Raporda öne çıkan diğer kısımlar şöyle:
- İş cinayetlerinin yoğunlaştığı üç işkolu bulunuyor. “Güvencesiz çalışma”nın hakim olduğu inşaat, tarım ve taşımacılık. Uzun çalışma saatleri, yoğun çalışma, sigortasız çalışma ve her türlü kuralsızlığın hakim olduğu bu işkollarında sendikal örgütlenme yok gibi ya da zayıf ve belli mesleklerde öbekleniyor. Bu yıl moto kurye ölümleri de bu nedenlerden dolayı ölümlerin arttığı bir meslek olarak raporlarımızda öne çıkıyor. Şu ana kadar 50 moto kurye iş cinayetlerinde hayatını kaybetti. Diğer yandan sanayi işkollarındaki ölümler ilk dört sırada olmasa da sanayinin çok farklı işkollarında (maden, metal, enerji, tekstil, kimya, gıda vd.) olduğu gerçeğinin altını çizmek gerekiyor. Aslında bu işkollarının toplamını aldığımızda “sektörel olarak en fazla ölüm sanayide” meydana geliyor.

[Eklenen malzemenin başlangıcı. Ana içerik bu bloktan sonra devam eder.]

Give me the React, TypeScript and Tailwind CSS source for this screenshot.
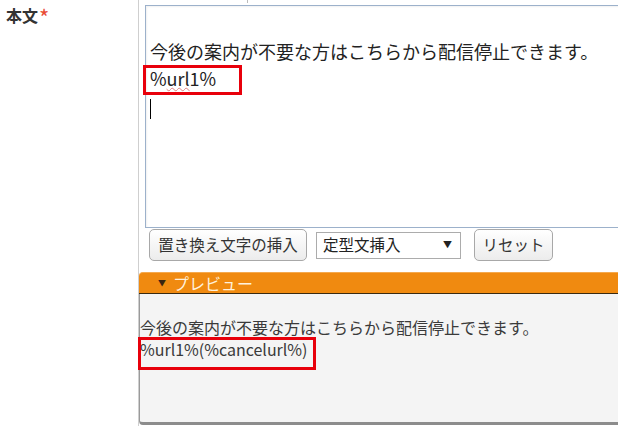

- “İş cinayetlerinin bir numaralı nedeni trafik, servis kazaları. Ancak bu ölümler iş cinayeti olarak değil trafik kazası olarak görülüyor.” Oysa tır, kamyon, otobüs, servis minibüsü, taksi şoförleri uzun çalışma saatlerinde ve neredeyse dönüşümsüz çalışmaktalar. Diğer yandan araçların yeterli bakımı yapılmıyor ve eski araçlar kullanılıyor, yol aydınlatması veya düzenlemelerinde sorunlar var vb. Şoför ölümleri bir iş cinayetidir, yine servislerde birçok işçi iş cinayetlerinde hayatını kaybetmektedir. Ayrıca trafik kazaları birçok yurttaşında ölümüne neden olduğu için bir halk sağlığı sorunudur.
- Sayısı giderek artan göçmen işçilerin iş cinayeti sonucu ölümleri de artıyor. Bu yıl 84 göçmen işçi hayatını kaybetti. Bu işçilerin yüzde 67’si ise Suriyeli ve Afganistanlı. Bu durum Türkiye’de “göçmen işçiliğin mültecilik temelinde hayata geçtiği” gerçeğini ortaya koyuyor. Göçmen işçi ölümlerinin bir kısmında kimlik bilgilerine bile ulaşamıyoruz. Yine birçok göçmen işçinin kayıtsız oldukları için iş cinayetlerinin saklandığını da unutmamak gerekli.
- İş cinayetlerinde ölen işçilerin 89’u sendikalı (Bu işçilerin 42’si Bartın Amasra’daki maden patlamasında hayatını kaybetti). Bir yandan tüm iş cinayetlerinde ölen işçilerin yüzde 5’i sendikalıdır tespitiyle “sendikalı olmak iş cinayetlerini önler” diyebiliriz. Diğer yandan Amasra örneğini de değerlendirince “sadece sendikalı olmak yetmez örgütlü de olmak gerekir” demek lazım. Zira iş cinayetlerini işçi örgütlülüğü, denetimi önler; sendikaya üye olmak ve toplu sözleşme imzalamak, Soma’da olduğu gibi Amasra’da da bu örgütlülüğün ve denetimin hayata geçirilmediğini göstermiştir.
- İş cinayetleri esas olarak sanayileşmiş büyükşehirlerde yoğunlaşıyor. Diğer yandan tarımsal bölgelere ve her şehirdeki inşaat faaliyetlerine dikkat çekmek gerekiyor. Yine Anadolu şehirlerinin neredeyse tamamına yayılan “OSGB gerçekliği” var. On bir ayda iş cinayeti tespit edemediğimiz tek şehir ise Bitlis.